Index

11. Conclusion: From Rails to Roads


While the village of Wakopa was able to make the transition from the era of pioneer trails to the era of regular railway service, but surviving the end of the railway era and the dominance of the automobile was just not viable.

Many villages never recovered from the depression, but that merely hastened their inevitable decline. An all-day trek to Killarney with a horse and buggy over muddy trails, soon became a fifteen-minute drive over graded gravel roads. A local general store might survive for a while in the same way that convenience stores survive in the cities, but when you combine the convenience of car travel, the luxury of the endless consumer goods and farm supplies available in the nearby towns, it was hard to compete, hard to make a buck. On top of that, rural depopulation accelerated after WW2 just as railway service was declining. There just wasn’t a need for a village every few miles.

When the railway ceased operation on the Wakopa – Greenway Branch, there was one less reason for local farmers to make the trip to the village. They were already heading to Boissevain and Killarney for most of their supplies.
 


In 1884, before the railway arrived, Wakopa was the oldest and most commercially viable settlement in the region.
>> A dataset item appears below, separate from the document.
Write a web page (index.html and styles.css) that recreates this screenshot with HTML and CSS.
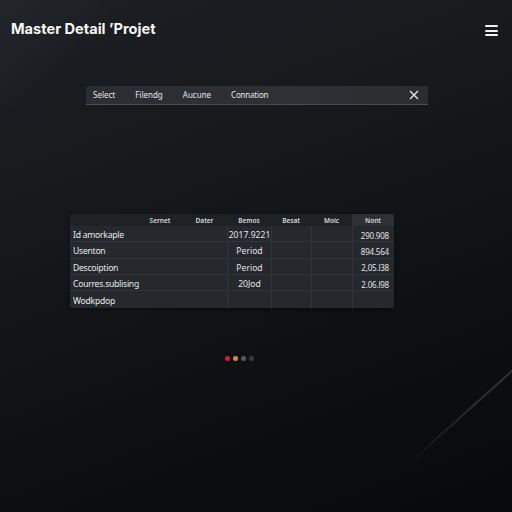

With the arrival of the Manitoba Southwestern, soon to become a CPR branch), Wakopa, like Desford, and Wassewa, became more of post – office / school location rather than a commercial centre.

 

The arrival of two railway lines meant that almost all the locations on this map had an elevator and a station or loading platform. Wakopa, like Desford, Bannerman and Lena offered some retail activity as well as the elevator and station.


The increased use of cars, and in turn, the increased building and improved maintenance of roads gradually decreased the commercial activity in the smaller villages and increased the viability of Boissevain and Killarney.


 
Today there is no trace of all the region’s railroad era villages (except Lena) and the fact that Wakopa is still on the map could well reflect its historic significance.